Select the lines that hold the word "index" and copy each one.

Dataset extract –

----

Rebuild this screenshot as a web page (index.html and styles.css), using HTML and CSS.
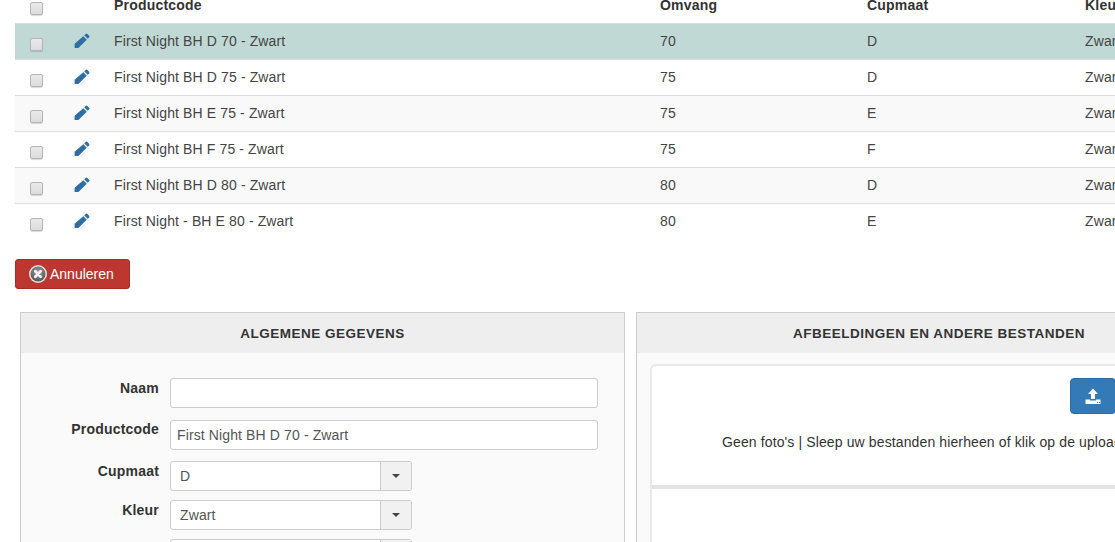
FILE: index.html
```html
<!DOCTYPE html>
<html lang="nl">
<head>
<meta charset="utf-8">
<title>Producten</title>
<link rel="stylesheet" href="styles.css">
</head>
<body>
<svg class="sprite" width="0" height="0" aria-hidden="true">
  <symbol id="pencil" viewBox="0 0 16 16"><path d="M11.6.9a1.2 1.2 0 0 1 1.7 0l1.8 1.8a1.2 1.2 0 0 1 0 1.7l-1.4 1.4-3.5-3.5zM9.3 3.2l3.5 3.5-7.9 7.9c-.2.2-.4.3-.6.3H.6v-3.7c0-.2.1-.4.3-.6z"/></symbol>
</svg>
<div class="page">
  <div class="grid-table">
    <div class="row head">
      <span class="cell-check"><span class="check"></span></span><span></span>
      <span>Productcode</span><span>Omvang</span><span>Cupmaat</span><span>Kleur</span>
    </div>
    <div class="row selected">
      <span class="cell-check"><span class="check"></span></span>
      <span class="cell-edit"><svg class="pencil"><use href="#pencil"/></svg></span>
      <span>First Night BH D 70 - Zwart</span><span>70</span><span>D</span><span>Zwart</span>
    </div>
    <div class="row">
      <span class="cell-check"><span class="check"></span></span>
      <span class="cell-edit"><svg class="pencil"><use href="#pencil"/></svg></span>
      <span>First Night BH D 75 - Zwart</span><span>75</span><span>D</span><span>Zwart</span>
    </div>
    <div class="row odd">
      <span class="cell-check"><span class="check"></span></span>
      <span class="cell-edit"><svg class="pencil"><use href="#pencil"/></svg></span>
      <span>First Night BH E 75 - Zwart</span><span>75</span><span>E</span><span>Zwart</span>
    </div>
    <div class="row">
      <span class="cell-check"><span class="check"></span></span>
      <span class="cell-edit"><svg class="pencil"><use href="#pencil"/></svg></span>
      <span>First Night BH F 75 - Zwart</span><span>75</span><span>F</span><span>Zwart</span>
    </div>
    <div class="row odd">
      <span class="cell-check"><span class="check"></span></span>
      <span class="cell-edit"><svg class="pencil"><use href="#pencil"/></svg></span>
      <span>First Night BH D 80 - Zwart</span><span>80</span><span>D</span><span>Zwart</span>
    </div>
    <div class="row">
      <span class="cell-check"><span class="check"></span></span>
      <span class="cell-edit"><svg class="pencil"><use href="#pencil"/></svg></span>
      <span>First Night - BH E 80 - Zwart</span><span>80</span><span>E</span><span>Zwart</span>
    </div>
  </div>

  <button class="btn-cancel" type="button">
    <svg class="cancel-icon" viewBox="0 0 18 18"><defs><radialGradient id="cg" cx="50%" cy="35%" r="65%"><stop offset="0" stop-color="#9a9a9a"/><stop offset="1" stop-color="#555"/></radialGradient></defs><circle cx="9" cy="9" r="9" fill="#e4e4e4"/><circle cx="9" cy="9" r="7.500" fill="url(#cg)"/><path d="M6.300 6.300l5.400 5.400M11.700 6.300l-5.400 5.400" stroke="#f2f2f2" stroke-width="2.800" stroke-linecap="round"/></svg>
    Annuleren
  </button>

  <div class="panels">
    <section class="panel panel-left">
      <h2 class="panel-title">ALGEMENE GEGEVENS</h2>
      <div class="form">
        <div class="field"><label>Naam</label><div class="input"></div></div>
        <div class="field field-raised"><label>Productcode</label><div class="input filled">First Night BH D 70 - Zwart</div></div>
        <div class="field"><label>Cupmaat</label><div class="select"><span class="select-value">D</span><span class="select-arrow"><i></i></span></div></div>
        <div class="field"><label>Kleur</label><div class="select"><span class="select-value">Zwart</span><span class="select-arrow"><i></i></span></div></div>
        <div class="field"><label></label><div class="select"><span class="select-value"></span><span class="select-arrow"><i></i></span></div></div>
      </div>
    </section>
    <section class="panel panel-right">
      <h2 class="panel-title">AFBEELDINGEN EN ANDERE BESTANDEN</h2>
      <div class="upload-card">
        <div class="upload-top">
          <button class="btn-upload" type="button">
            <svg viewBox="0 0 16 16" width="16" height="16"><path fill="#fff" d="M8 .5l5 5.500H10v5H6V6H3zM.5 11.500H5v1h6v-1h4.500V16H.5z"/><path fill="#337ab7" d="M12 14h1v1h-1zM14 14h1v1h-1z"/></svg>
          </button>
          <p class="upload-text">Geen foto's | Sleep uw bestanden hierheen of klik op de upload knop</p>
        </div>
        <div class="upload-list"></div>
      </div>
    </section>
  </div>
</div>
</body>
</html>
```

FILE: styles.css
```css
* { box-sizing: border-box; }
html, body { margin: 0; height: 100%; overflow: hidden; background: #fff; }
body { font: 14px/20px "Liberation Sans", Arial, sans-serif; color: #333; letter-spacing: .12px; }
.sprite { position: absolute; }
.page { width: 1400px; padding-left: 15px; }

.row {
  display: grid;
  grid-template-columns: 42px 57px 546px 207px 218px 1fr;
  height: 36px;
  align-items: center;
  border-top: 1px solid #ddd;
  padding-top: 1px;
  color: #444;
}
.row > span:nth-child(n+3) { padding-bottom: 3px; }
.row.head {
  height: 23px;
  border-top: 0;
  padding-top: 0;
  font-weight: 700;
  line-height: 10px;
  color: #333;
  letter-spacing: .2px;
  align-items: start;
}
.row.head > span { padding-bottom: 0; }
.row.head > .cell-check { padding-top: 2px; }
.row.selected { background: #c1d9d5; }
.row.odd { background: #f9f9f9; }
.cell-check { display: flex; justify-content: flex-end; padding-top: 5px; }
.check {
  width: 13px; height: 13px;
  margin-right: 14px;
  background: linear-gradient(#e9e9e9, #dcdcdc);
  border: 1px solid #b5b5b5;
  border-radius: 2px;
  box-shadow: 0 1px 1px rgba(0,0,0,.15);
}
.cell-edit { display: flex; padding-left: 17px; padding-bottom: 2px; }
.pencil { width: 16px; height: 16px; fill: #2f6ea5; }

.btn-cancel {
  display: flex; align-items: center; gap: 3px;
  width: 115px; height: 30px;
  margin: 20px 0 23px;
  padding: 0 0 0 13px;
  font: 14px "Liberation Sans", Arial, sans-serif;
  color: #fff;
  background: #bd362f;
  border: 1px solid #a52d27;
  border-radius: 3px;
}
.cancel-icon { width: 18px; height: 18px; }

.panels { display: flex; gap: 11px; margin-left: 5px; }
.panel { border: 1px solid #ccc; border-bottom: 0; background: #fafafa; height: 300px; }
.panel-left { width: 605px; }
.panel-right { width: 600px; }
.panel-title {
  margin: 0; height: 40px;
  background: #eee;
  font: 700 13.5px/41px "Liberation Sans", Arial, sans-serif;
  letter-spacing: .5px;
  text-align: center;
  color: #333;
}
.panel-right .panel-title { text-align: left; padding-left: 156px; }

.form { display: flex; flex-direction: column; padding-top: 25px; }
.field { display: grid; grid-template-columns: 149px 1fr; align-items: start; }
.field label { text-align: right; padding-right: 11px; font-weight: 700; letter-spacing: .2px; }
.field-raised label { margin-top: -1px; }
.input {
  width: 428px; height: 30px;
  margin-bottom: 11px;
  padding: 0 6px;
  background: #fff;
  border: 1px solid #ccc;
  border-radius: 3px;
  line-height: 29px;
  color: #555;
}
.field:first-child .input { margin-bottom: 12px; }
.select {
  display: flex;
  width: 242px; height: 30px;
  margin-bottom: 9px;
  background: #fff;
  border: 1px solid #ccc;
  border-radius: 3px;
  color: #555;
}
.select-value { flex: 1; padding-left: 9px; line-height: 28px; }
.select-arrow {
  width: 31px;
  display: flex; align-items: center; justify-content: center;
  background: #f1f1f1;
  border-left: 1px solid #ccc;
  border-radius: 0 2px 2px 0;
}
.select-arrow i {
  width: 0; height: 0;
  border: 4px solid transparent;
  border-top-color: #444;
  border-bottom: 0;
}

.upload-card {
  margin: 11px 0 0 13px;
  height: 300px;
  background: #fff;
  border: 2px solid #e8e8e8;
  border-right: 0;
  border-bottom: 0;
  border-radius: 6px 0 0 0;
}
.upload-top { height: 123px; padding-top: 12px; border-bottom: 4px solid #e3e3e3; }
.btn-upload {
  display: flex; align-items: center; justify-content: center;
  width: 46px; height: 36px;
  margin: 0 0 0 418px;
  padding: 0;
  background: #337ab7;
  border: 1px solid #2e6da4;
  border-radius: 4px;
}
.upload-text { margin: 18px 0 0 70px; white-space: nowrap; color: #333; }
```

----

Answer for this exercise –
Rebuild this screenshot as a web page (index.html and styles.css), using HTML and CSS.
FILE: index.html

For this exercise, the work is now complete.